Michael Avenatti in May 2018. Photo from Wikimedia Commons.

Michael Avenatti is arrested for alleged bail violations

The lawyer who once represented adult film actress Stormy Daniels has been arrested for alleged bail violations. The federal government contends that, while out on bail, Michael Avenatti tried to hide money from creditors, including a former law partner. Avenatti has been charged in California with stealing millions of dollars from former clients. In New York, he was accused of stealing money from Daniels and trying to extort millions of dollars from Nike. He was arrested Tuesday at an ethics hearing in California where the state bar accuses him of stealing about $840,000 from a former client. (The Daily Beast, the Washington Post, the New York Times)

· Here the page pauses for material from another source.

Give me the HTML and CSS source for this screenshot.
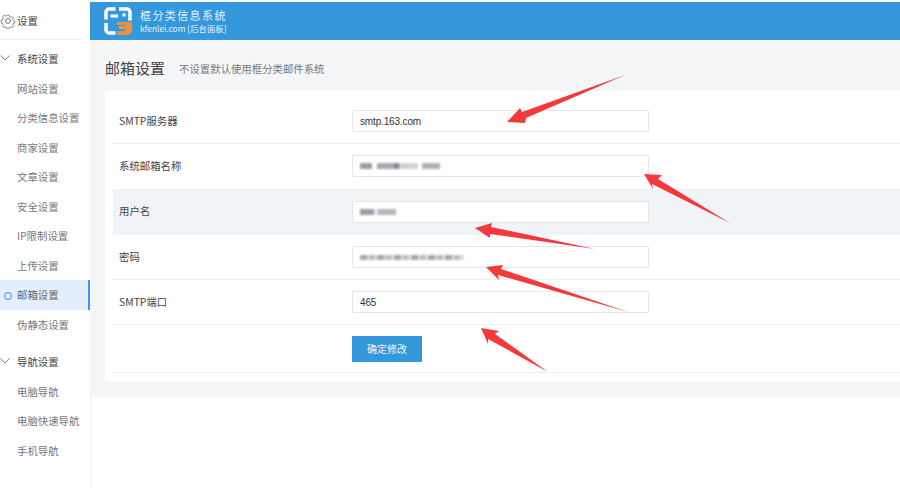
FILE: index.html
```html
<!DOCTYPE html>
<html lang="zh">
<head>
<meta charset="utf-8">
<title>邮箱设置</title>
<link rel="stylesheet" href="styles.css">
</head>
<body>
<div class="app">
  <aside class="sidebar">
    <div class="side-title">
      <svg class="gear" viewBox="0 0 16 16" width="16" height="16"><circle cx="8" cy="8" r="2.4"/><path d="M6.8 1h2.4l.4 2 1.500.7 1.800-1 1.600 1.700-1 1.700.6 1.500 2 .5v2.400l-2 .5-.6 1.500 1 1.700-1.600 1.700-1.800-1-1.500.7-.4 2H6.800l-.4-2-1.500-.7-1.800 1-1.600-1.700 1-1.700-.6-1.500-2-.5V6.600l2-.5.6-1.500-1-1.700 1.600-1.700 1.800 1 1.500-.7z" transform="translate(1.300 1.300) scale(.84)"/></svg>
      <span>设置</span>
    </div>
    <div class="group">
      <div class="group-head"><svg class="chev" viewBox="0 0 10 6" width="10" height="6"><path d="M.5.5 5 5 9.500.5"/></svg>系统设置</div>
      <a class="item">网站设置</a>
      <a class="item">分类信息设置</a>
      <a class="item">商家设置</a>
      <a class="item">文章设置</a>
      <a class="item">安全设置</a>
      <a class="item">IP限制设置</a>
      <a class="item">上传设置</a>
      <a class="item active">邮箱设置</a>
      <a class="item">伪静态设置</a>
    </div>
    <div class="group group-second">
      <div class="group-head"><svg class="chev" viewBox="0 0 10 6" width="10" height="6"><path d="M.5.5 5 5 9.500.5"/></svg>导航设置</div>
      <a class="item">电脑导航</a>
      <a class="item">电脑快速导航</a>
      <a class="item">手机导航</a>
    </div>
  </aside>
  <main class="main">
    <header class="topbar">
      <svg class="logo" viewBox="0 0 28 28" width="28" height="28">
        <path class="ws" d="M2 12.500V5a3 3 0 0 1 3-3h6.500M15 2h8a3 3 0 0 1 3 3v8.500M2 16v7a3 3 0 0 0 3 3h6.500"/>
        <path class="ws thin" d="M6.500 9H14M18.500 8h3"/>
        <path class="o" d="M13 15h15v8a5 5 0 0 1-5 5H13v-4h8v-2h-6v-3h6v-1h-8z"/>
      </svg>
      <div class="brand">
        <div class="brand-name">框分类信息系统</div>
        <div class="brand-sub">kfenlei.com [后台面板]</div>
      </div>
    </header>
    <section class="content">
      <div class="page-head">
        <h1>邮箱设置</h1>
        <span class="hint">不设置默认使用框分类邮件系统</span>
      </div>
      <form class="card">
        <div class="row"><label>SMTP服务器</label><input class="field" type="text" value="smtp.163.com"></div>
        <div class="row"><label>系统邮箱名称</label><div class="field masked"><i class="blur w1"></i></div></div>
        <div class="row row-hover"><label>用户名</label><div class="field masked"><i class="blur w2"></i></div></div>
        <div class="row"><label>密码</label><div class="field masked"><i class="blur w3"></i></div></div>
        <div class="row"><label>SMTP端口</label><input class="field" type="text" value="465"></div>
        <div class="row row-submit"><button type="button" class="btn">确定修改</button></div>
      </form>
    </section>
  </main>
  <svg class="arrows" viewBox="0 0 900 489" width="900" height="489">
    <polygon points="507,122 520,108 522,112 625,75 526,118 525,123"/>
    <polygon points="644,174 662,175 658,179 730,223 652,184 653,189"/>
    <polygon points="475,228 492,223 491,227 595,249 490,234 490,238"/>
    <polygon points="486,267 503,265 501,269 628,312 498,275 499,280"/>
    <polygon points="481,328 499,331 495,334 548,372 488,339 488,344"/>
  </svg>
</div>
</body>
</html>
```
FILE: styles.css
```css
* { box-sizing: border-box; }
html, body { margin: 0; height: 100%; }
body {
  font-family: "Noto Sans CJK SC", "Open Sans", sans-serif;
  font-size: 10.4px;
  color: #555;
  background: #fff;
  overflow: hidden;
}
.app { position: relative; display: flex; width: 900px; height: 489px; }

.sidebar {
  width: 91px;
  flex: none;
  height: 488px;
  margin-right: -1px;
  padding-top: 2px;
  border-right: 1px solid #f1f2f4;
}
.side-title {
  display: flex;
  align-items: center;
  gap: 1px;
  height: 38px;
  margin-right: 8px;
  border-bottom: 1px solid #ececec;
  font-size: 10.4px;
  color: #444;
}
.gear { fill: none; stroke: #666; stroke-width: .9; flex: none; }
.group { padding-top: 4px; }
.group-second { padding-top: 8px; }
.group-head {
  position: relative;
  height: 29.500px;
  line-height: 29px;
  padding-left: 17px;
  color: #444;
}
.chev {
  position: absolute;
  left: 0;
  top: 11px;
  fill: none;
  stroke: #666;
  stroke-width: .8;
}
.item {
  display: block;
  height: 29.500px;
  line-height: 29px;
  padding-left: 17px;
  color: #777;
  white-space: nowrap;
}
.item.active {
  position: relative;
  width: 90px;
  background: #e4effd;
  border-right: 2px solid #4a8fe7;
  color: #666;
}
.item.active::before {
  content: "";
  position: absolute;
  left: 4px;
  top: 12px;
  width: 6px;
  height: 6px;
  border: 1px solid #3a86d8;
  border-radius: 50%;
}

.main { flex: 1; min-width: 0; padding-top: 2px; }
.topbar {
  display: flex;
  align-items: center;
  gap: 8px;
  height: 38px;
  padding-left: 14px;
  background: #3498db;
  color: #fff;
}
.logo { flex: none; }
.logo .ws { fill: none; stroke: #fff; stroke-width: 3.500; stroke-linecap: butt; }
.logo .thin { stroke-width: 3; }
.logo .o { fill: #f0913a; }
.brand { line-height: 1; color: #e6f2fa; }
.brand-name { font-size: 11px; letter-spacing: 1.400px; margin-bottom: 3px; }
.brand-sub { font-size: 8.400px; }

.content { height: 357px; padding: 0 0 16px 15px; background: #f5f6f8; }
.page-head { display: flex; align-items: center; height: 51px; padding-top: 6px; gap: 14px; }
.page-head h1 { margin: 0 0 3px; font-size: 15px; font-weight: 400; color: #444; }
.hint { font-size: 10.400px; color: #777; }

.card { height: 290px; padding: 8px 0 8px 8px; background: #fff; }
.row {
  display: flex;
  align-items: center;
  height: 45.300px;
  border-bottom: 1px solid #eff0f2;
  color: #444;
}
.row-hover { background: #f1f4f7; border-bottom-color: #f1f4f7; }
.row-submit { height: 48px; }
.row label { width: 239px; flex: none; padding: 0 0 2px 6px; font-size: 10.400px; }
.row-submit .btn { margin-left: 239px; }
.field {
  width: 297px;
  height: 22px;
  padding: 0 7px;
  border: 1px solid #e6e6e6;
  border-radius: 2px;
  background: #fff;
  font: 10px "Liberation Sans", Arial, sans-serif;
  letter-spacing: -.15px;
  color: #333;
  outline: 0;
}
.masked { display: flex; align-items: center; }
.blur {
  display: block;
  height: 6px;
  filter: blur(1.200px);
}
.w1 {
  width: 80px;
  background: linear-gradient(90deg, #9b9ba6 0 12px, #fff 12px 17px, #a9a9b2 17px 34px, #888893 34px 39px, #d0d0d6 39px 58px, #fff 58px 62px, #b0b0b8 62px 80px);
}
.w2 {
  width: 36px;
  background: linear-gradient(90deg, #9b9ba6 0 14px, #e8e8ec 14px 18px, #b6b6be 18px 36px);
}
.w3 {
  width: 103px;
  height: 5px;
  background: repeating-linear-gradient(90deg, #a5a5ae 0 7px, #d9d9de 7px 9px, #bcbcc4 9px 15px, #e8e8ec 15px 17px);
}
.btn {
  width: 70px;
  height: 26px;
  padding: 0;
  border: 0;
  background: #3498db;
  color: #eef7fd;
  font: 10px "Noto Sans CJK SC", sans-serif;
}

.arrows { position: absolute; left: 0; top: 0; pointer-events: none; }
.arrows polygon { fill: #f4393a; }
```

Virginia becomes the 38th state to ratify the ERA

Virginia became the 38th state Wednesday to ratify the Equal Rights Amendment. Although 38 states are the required number for ratification, there is no certainty that the amendment will be added to the Constitution. The Department of Justice’s Office of Legal Counsel said in a legal opinion issued earlier this month that the deadline for ratification has expired, and Congress can’t extend it. In addition, five of the 38 states that ratified the amendment have since rescinded their approval. (The New York Times)

Wiley Rein rebrands, says it is first BigLaw firm to use ‘.law’ domain

Wiley Rein has shortened its name to Wiley, adopted a new logo and revamped its website. The website is at; Wiley says it is the first among the nation’s top 200 law firms to use the “.law” domain. (Wiley press release)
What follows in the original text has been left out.